Zusammenfassung
Hintergrund
Hörbehinderungen können zu einer verminderten Lebensqualität führen und somit einen Vulnerabilitätsfaktor für psychische Störungen darstellen.
Ziel der Arbeit
Diese Studie stellt die erste grundlegende Analyse subjektiver Lebensqualität und depressiver Symptome bei Hörbehinderung in Deutschland aus psychiatrischer Perspektive dar.
Material und Methoden
Die Patientengruppe umfasste 30 hörbehinderte Probanden (27 Frauen, 3 Männer), die eine aktuelle oder vergangene psychische Erkrankung und/oder eine psychiatrisch-psychotherapeutische Behandlung vorwiesen (Alter: Mittelwert [M] = 49,67 Jahre, Standardabweichung [SD] = 13,54).

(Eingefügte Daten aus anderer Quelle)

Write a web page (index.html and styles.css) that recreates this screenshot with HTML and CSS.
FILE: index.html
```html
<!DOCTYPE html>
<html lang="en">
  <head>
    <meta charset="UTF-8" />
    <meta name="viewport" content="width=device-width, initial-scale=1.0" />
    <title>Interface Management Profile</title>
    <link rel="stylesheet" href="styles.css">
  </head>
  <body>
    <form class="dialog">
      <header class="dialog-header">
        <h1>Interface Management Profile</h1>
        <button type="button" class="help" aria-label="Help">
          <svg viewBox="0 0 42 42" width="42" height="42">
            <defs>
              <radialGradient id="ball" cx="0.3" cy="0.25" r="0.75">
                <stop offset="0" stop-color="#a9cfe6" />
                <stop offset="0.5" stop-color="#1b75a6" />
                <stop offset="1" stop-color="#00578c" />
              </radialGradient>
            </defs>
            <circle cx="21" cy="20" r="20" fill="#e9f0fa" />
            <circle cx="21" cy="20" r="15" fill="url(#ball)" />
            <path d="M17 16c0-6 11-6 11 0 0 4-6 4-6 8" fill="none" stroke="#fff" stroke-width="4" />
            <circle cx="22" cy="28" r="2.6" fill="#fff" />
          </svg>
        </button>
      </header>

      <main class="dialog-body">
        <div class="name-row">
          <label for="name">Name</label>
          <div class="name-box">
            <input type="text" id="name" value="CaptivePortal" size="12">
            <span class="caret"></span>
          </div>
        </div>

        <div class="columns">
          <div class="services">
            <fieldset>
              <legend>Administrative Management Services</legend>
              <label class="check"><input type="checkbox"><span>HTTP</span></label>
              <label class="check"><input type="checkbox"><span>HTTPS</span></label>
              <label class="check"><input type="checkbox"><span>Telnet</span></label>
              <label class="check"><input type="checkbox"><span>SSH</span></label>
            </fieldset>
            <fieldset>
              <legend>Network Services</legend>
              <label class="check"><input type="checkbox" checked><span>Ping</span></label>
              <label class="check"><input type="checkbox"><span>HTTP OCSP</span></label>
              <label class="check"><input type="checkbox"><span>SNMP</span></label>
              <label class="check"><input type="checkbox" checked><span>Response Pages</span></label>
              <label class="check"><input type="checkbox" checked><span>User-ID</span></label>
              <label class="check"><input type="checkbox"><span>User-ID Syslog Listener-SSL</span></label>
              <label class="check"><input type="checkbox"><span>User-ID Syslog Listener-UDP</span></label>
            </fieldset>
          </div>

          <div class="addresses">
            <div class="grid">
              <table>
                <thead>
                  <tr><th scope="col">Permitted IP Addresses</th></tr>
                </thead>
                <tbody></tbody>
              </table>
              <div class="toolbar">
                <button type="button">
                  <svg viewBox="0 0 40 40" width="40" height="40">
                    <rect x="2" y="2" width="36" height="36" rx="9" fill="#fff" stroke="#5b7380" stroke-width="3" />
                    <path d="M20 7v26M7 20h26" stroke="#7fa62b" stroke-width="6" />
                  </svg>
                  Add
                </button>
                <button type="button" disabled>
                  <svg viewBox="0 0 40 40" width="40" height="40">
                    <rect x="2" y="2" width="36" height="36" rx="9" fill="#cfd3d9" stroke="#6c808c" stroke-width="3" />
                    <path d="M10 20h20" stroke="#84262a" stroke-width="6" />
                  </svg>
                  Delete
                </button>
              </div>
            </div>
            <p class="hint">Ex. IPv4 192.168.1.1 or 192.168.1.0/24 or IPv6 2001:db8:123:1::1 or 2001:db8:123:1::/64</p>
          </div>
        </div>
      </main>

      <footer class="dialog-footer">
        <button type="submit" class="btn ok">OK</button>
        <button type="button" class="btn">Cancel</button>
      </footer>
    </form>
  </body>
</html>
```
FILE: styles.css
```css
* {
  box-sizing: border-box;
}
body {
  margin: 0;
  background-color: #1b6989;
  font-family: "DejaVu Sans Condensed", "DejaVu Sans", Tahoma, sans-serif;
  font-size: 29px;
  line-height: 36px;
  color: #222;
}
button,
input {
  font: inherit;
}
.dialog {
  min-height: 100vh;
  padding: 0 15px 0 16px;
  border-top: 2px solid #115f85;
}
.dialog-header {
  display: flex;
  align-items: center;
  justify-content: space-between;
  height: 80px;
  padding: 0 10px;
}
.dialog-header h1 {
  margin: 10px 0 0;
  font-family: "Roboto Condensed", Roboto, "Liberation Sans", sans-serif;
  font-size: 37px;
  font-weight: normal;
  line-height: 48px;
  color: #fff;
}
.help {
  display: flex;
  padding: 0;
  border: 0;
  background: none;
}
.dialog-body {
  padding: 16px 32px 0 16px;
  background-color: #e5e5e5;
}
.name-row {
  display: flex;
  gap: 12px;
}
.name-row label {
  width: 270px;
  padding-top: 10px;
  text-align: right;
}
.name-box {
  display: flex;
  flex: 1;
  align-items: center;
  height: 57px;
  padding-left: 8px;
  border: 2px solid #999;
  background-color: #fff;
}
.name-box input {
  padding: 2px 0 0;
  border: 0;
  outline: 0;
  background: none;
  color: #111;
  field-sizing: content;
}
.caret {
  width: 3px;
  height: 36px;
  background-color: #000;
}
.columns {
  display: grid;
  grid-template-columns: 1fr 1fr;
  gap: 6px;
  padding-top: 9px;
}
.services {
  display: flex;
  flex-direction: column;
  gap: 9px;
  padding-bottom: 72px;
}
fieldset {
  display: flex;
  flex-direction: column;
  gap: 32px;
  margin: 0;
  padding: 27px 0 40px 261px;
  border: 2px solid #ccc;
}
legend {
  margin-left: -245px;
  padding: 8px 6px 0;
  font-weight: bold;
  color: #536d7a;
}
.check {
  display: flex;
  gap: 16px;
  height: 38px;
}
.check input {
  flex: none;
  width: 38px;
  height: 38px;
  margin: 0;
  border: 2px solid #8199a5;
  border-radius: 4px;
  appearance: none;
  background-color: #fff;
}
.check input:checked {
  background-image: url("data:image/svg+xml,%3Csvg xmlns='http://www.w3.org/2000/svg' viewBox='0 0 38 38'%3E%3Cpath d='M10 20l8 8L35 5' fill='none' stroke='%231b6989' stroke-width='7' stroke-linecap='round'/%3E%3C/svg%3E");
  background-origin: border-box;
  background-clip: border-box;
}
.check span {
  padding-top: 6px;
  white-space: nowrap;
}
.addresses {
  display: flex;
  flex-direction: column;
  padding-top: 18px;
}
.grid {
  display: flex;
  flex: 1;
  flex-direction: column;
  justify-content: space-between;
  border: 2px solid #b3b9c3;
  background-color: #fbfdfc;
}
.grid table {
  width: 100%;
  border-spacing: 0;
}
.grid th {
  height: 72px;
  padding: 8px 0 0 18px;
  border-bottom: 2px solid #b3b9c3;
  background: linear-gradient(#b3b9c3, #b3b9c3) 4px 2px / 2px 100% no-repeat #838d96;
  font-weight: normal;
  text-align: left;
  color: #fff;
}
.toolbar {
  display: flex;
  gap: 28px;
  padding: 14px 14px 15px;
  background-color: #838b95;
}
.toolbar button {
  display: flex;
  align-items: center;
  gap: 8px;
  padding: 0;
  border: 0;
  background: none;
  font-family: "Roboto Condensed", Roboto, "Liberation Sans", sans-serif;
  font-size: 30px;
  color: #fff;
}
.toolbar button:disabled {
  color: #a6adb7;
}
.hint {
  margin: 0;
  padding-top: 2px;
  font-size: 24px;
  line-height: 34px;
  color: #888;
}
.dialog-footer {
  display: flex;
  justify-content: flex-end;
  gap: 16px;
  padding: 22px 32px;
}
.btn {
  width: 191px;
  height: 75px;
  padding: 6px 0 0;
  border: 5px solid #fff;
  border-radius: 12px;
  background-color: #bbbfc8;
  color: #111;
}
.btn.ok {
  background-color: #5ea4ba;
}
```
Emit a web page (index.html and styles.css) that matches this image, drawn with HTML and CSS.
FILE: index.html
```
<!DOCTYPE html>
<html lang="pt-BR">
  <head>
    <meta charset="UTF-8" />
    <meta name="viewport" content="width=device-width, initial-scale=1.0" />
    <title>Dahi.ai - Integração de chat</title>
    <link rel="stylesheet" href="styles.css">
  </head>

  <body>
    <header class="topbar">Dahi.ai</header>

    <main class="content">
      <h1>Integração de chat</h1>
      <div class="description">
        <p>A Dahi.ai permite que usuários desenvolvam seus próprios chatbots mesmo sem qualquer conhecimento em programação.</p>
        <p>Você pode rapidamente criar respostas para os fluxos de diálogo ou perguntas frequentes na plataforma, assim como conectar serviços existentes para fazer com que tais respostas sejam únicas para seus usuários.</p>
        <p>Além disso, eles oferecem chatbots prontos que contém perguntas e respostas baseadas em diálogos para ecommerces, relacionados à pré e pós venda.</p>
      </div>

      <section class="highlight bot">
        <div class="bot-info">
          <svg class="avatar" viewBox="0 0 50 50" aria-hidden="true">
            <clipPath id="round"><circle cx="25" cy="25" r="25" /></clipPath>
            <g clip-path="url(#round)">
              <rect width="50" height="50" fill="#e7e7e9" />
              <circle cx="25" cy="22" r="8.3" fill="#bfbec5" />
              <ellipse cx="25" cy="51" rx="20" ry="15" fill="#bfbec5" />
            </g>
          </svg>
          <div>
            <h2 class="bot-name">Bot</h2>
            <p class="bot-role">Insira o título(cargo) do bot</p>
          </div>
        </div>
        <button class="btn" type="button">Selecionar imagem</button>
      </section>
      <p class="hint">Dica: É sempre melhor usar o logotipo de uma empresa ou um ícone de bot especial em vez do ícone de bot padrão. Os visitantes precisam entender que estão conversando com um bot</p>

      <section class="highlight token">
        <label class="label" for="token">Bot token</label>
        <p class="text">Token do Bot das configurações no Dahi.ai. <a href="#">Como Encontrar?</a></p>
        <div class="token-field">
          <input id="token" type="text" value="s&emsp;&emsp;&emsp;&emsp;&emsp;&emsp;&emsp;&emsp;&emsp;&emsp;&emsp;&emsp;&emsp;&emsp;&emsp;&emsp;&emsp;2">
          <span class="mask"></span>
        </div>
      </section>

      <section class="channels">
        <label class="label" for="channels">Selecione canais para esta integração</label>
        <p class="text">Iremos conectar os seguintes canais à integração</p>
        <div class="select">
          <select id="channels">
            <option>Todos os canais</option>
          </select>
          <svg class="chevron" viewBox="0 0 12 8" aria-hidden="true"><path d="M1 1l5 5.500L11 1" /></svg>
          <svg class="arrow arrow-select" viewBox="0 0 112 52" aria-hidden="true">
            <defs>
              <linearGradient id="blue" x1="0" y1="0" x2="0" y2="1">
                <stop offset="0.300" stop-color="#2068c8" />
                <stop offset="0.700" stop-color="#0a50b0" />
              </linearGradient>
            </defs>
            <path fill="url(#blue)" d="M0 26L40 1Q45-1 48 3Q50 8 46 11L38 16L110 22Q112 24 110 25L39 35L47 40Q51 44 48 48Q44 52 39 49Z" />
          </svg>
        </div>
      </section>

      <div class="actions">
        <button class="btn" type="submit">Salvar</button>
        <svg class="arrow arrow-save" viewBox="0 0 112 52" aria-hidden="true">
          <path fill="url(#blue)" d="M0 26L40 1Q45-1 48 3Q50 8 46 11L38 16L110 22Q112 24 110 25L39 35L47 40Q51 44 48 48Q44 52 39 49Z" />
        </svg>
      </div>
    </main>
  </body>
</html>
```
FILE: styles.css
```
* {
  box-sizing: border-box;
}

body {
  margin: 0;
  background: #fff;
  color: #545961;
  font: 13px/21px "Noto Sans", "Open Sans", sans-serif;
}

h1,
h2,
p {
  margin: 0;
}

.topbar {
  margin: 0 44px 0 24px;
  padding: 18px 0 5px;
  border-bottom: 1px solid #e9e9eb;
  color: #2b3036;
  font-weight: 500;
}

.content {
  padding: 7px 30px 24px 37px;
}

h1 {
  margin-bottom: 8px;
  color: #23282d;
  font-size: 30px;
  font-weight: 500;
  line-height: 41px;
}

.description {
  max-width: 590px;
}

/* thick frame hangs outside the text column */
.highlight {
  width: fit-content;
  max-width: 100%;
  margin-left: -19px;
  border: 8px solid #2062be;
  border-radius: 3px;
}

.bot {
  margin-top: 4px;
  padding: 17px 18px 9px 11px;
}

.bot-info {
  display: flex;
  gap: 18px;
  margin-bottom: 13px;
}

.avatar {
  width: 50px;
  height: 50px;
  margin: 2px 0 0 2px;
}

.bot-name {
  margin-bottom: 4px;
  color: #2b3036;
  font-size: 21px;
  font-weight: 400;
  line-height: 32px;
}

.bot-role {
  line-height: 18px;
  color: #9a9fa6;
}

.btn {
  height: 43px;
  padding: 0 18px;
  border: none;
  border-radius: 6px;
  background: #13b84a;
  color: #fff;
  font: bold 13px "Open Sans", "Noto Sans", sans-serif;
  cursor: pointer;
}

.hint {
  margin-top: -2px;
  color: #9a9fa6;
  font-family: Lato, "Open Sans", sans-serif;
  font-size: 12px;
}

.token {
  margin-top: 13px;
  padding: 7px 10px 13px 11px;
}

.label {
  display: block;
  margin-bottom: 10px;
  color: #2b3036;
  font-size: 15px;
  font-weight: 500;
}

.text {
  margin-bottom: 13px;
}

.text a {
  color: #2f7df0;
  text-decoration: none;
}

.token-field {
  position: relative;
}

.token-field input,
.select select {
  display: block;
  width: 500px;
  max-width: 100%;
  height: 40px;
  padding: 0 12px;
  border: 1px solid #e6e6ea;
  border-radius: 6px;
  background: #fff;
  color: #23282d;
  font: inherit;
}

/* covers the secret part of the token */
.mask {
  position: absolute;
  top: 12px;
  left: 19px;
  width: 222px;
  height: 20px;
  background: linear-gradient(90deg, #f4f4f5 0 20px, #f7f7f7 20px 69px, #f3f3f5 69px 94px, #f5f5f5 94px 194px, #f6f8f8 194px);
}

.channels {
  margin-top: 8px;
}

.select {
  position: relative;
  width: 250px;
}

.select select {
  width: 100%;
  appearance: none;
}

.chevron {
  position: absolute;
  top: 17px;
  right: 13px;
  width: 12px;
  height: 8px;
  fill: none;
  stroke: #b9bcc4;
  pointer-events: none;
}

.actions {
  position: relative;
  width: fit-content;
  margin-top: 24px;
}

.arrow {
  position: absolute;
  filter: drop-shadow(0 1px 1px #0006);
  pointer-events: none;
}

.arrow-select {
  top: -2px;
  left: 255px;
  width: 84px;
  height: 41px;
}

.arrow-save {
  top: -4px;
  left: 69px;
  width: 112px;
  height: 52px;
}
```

Die Kontrollgruppe bestand aus 22 hörbehinderten Probanden (16 Frauen, 6 Männer), die weder eine psychische Störung noch eine dementsprechende Behandlung angaben (Alter M = 52,41 Jahre, SD = 17,30). Neben soziodemografischen Daten wurden der Beginn/Grad der Hörbehinderung sowie die Versorgung mit Hörsystemen erfasst. Testdiagnostisch wurden die subjektiv wahrgenommene Funktionsbeeinträchtigung (Sheehan Disability Scale [SDS]) und die gesundheitsbezogene Lebensqualität (Fragebogen zum Gesundheitszustand, SF-36) ermittelt. Zudem erfolgte eine Erhebung depressiver Symptome (Beck-Depressions-Inventar, BDI-II).
Ergebnisse
Die Gruppen unterschieden sich nicht signifikant bzgl. Alter, Geschlecht und Intelligenz. Teilnehmer der Patientengruppe wiesen eine signifikant höhere subjektive Beeinträchtigung, niedrigere Lebensqualität und stärkere depressive Symptome auf. Als potenzielle Vulnerabilitätsfaktoren auf seelische Gesundheit innerhalb dieser Gruppe erscheinen insbesondere das Ausmaß der Invasivität der Hörhilfe (d. h. Cochlea-Implantat) sowie Entwicklungszeitpunkt der Hörminderung (postlingual) plausibel.
Schlussfolgerung
Die Ergebnisse dieser Studie bedeuten für den Behandler, dass dieser neben einer qualitativ hochwertigen akustischen Versorgung die psychosoziale Behandlungsbedürftigkeit der psychischen Folgen, bedingt durch den Verlust der Lebensqualität, kontinuierlich prüfen sollte. Die Entwicklung eines spezifischen psychotherapeutischen Angebots für Menschen mit einer Hörminderung bedarf zusätzlicher Erforschung von Schutz- und Vulnerabilitätsfaktoren, die für die Entwicklung psychischer Störungen bei Hörminderung von Bedeutung sein können.